Here, thinks Pippa, is a chance to mend her troubled relationship with her dad.

She’ll help out while he’s ill.

She’ll take over the running of one of his magazines and thus endear herself to pater. But the magazine, oh irony of ironies, is Wedding Bells, one devoted to all the things that are anathema to Pippa: Huge poufy white dresses, ugly bridesmaid gowns, gift registries, complicated finger food and legally binding contracts undertaken with an uninterested third party.

Pippa has to cope with a snarky ad saleswoman (Cheryl Hines, brilliant here), hysterical models and the ultra-critical Ian Gray (David Sutcliffe) the suit who advises her dad and disapproves of Pippa.

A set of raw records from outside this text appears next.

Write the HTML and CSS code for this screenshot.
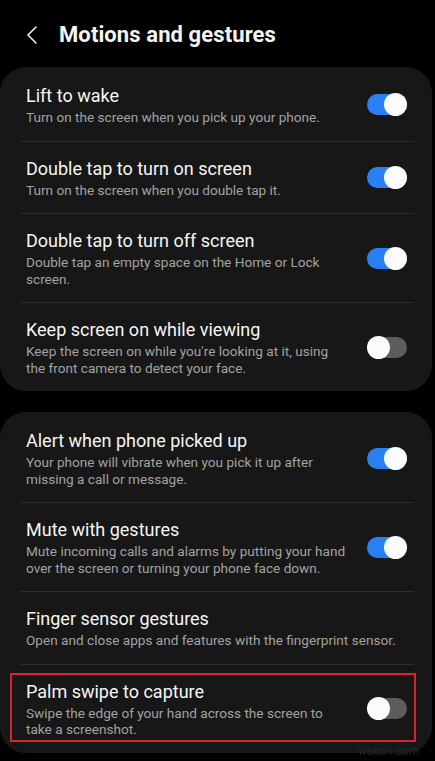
FILE: index.html
```html
<!DOCTYPE html>
<html lang="en">
<head>
  <meta charset="UTF-8">
  <title>Motions and gestures</title>
  <link rel="stylesheet" href="styles.css">
</head>
<body>

  <div class="header">
    <svg class="back" width="14" height="20" viewBox="0 0 14 20">
      <path d="M11 2 L3 10 L11 18" fill="none" stroke="#f2f2f2" stroke-width="1.6" stroke-linecap="round" stroke-linejoin="round"/>
    </svg>
    <h1>Motions and gestures</h1>
  </div>

  <!-- Primer grupo -->
  <div class="card">
    <div class="row">
      <div class="text">
        <div class="title">Lift to wake</div>
        <div class="sub">Turn on the screen when you pick up your phone.</div>
      </div>
      <div class="switch on"></div>
    </div>
    <div class="row">
      <div class="text">
        <div class="title">Double tap to turn on screen</div>
        <div class="sub">Turn on the screen when you double tap it.</div>
      </div>
      <div class="switch on"></div>
    </div>
    <div class="row">
      <div class="text">
        <div class="title">Double tap to turn off screen</div>
        <div class="sub">Double tap an empty space on the Home or Lock screen.</div>
      </div>
      <div class="switch on"></div>
    </div>
    <div class="row">
      <div class="text">
        <div class="title">Keep screen on while viewing</div>
        <div class="sub">Keep the screen on while you're looking at it, using the front camera to detect your face.</div>
      </div>
      <div class="switch"></div>
    </div>
  </div>

  <!-- Segundo grupo -->
  <div class="card">
    <div class="row">
      <div class="text">
        <div class="title">Alert when phone picked up</div>
        <div class="sub">Your phone will vibrate when you pick it up after missing a call or message.</div>
      </div>
      <div class="switch on"></div>
    </div>
    <div class="row">
      <div class="text">
        <div class="title">Mute with gestures</div>
        <div class="sub">Mute incoming calls and alarms by putting your hand over the screen or turning your phone face down.</div>
      </div>
      <div class="switch on"></div>
    </div>
    <div class="row">
      <div class="text wide">
        <div class="title">Finger sensor gestures</div>
        <div class="sub">Open and close apps and features with the fingerprint sensor.</div>
      </div>
    </div>
    <div class="row marked">
      <div class="text">
        <div class="title">Palm swipe to capture</div>
        <div class="sub">Swipe the edge of your hand across the screen to take a screenshot.</div>
      </div>
      <div class="switch"></div>
    </div>
    <div class="watermark">wsxdn.com</div>
  </div>

</body>
</html>
```

FILE: styles.css
```css
body {
  background-color: #000;
  font-family: Roboto, "Noto Sans", sans-serif;
  color: #f5f5f5;
  margin: 0;
  width: 435px;
}

.header {
  display: flex;
  align-items: center;
  height: 67px;
  padding-left: 25px;
  box-sizing: border-box;
}

.back {
  margin-top: 3px;
}

h1 {
  font-size: 22px;
  font-weight: 700;
  margin: 2px 0 0 20px;
  letter-spacing: 0.1px;
}

.card {
  position: relative;
  background-color: #171717;
  border-radius: 26px;
  margin: 0 3px 21px 0;
  padding: 2px 18px 0 21px;
}

.row {
  display: flex;
  align-items: center;
  padding: 15px 7px 15px 5px;
  border-top: 1px solid #2e2e2e;
}

.row:first-child {
  border-top: none;
}

.text {
  flex: 1;
  max-width: 322px;
}

.text.wide {
  max-width: none;
}

.title {
  font-size: 18px;
  line-height: 24px;
}

.sub {
  font-size: 13.6px;
  line-height: 16.5px;
  color: #a2a2a2;
  margin-top: 1px;
}

.switch {
  position: relative;
  width: 40px;
  height: 21px;
  border-radius: 11px;
  background-color: #5c5c5c;
  margin-left: auto;
  flex-shrink: 0;
}

.switch::after {
  content: "";
  position: absolute;
  top: -1px;
  left: 0;
  width: 23px;
  height: 23px;
  border-radius: 50%;
  background-color: #fbfbfb;
}

.switch.on {
  background-color: #2880f4;
}

.switch.on::after {
  left: 17px;
}

.marked {
  position: relative;
}

.marked::after {
  content: "";
  position: absolute;
  left: -11px;
  right: -2px;
  top: 8px;
  bottom: 11px;
  border: 2.5px solid #d9232e;
}

.watermark {
  position: absolute;
  right: 13px;
  bottom: -5px;
  font-size: 12px;
  color: #262626;
}
```
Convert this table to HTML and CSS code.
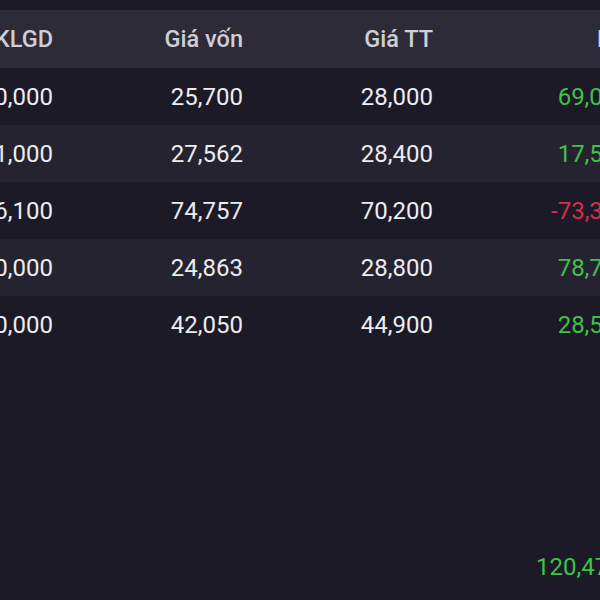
FILE: index.html
```html
<!DOCTYPE html>
<html lang="vi">
  <head>
    <meta charset="UTF-8" />
    <meta name="viewport" content="width=device-width, initial-scale=1.0" />
    <title>Danh mục</title>
    <link rel="stylesheet" href="styles.css">
  </head>
  <body>
    <div class="portfolio">
      <div class="row head">
        <div class="cell">KLGD</div>
        <div class="cell">Giá vốn</div>
        <div class="cell">Giá TT</div>
        <div class="cell pl-head">Lãi/Lỗ</div>
      </div>

      <div class="row">
        <div class="cell">30,000</div>
        <div class="cell">25,700</div>
        <div class="cell">28,000</div>
        <div class="cell up">69,000,000</div>
      </div>
      <div class="row alt">
        <div class="cell">21,000</div>
        <div class="cell">27,562</div>
        <div class="cell">28,400</div>
        <div class="cell up">17,598,000</div>
      </div>
      <div class="row">
        <div class="cell">16,100</div>
        <div class="cell">74,757</div>
        <div class="cell">70,200</div>
        <div class="cell down">-73,367,700</div>
      </div>
      <div class="row alt">
        <div class="cell">20,000</div>
        <div class="cell">24,863</div>
        <div class="cell">28,800</div>
        <div class="cell up">78,740,000</div>
      </div>
      <div class="row">
        <div class="cell">10,000</div>
        <div class="cell">42,050</div>
        <div class="cell">44,900</div>
        <div class="cell up">28,500,000</div>
      </div>

      <div class="total">
        <span class="up">120,470,300</span>
      </div>
    </div>
  </body>
</html>
```

FILE: styles.css
```css
body {
  margin: 0;
  background-color: #1c1a26;
  font-family: Roboto, "Liberation Sans", sans-serif;
  overflow: hidden;
}
.portfolio {
  width: 820px;
  margin-left: -137px;
  padding-top: 10px;
}
.row {
  display: grid;
  grid-template-columns: 190px 190px 190px 250px;
  height: 57px;
  align-items: center;
  font-size: 24px;
  color: #ececf1;
}
.row.head {
  height: 58px;
  background-color: #2d2b38;
  color: #cfced6;
  font-size: 23.5px;
  font-weight: 500;
}
.row.alt {
  background-color: #25232f;
}
.cell {
  text-align: right;
  white-space: nowrap;
}
.cell:nth-child(4) {
  padding-right: 8px;
}
.row.head .pl-head {
  text-align: left;
  padding-left: 164px;
}
.up {
  color: #3ec24c;
}
.down {
  color: #d4304b;
}
.total {
  margin-top: 200px;
  padding-left: 673px;
  font-size: 24px;
}
```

He is, obviously, the love interest, but only after Pippa is finished with a photographer played by Taye Diggs.

Confusing? Somewhat.

On the event front, Cake goes into high sitcom overdrive, initially going for laughs and then switching to drama — Pippa and dad, Pippa and the magazine award, Pippa’s pregnant friend, how Pippa’s mom died, and so on.

It’s better when it’s funny.

The real heartbreaker occurs when Pippa and Mr. Totally Wrong finally get together.

You can sense that she’s going to embrace the absolute worst bits of domesticity, a terrible letdown after the fun of watching her enthusiastic drinking, smoking and whoring.

Strangely, this tale of an inexorable slide into bourgeois commitment was written by a woman.

Geez. Maybe she didn’t really mean it.

BOTTOM LINE

This is just as light and sweet as the title suggests, but why do feisty heroines always have to turn out to be damaged women who secretly long to register at Pottery Barn? Just wondering.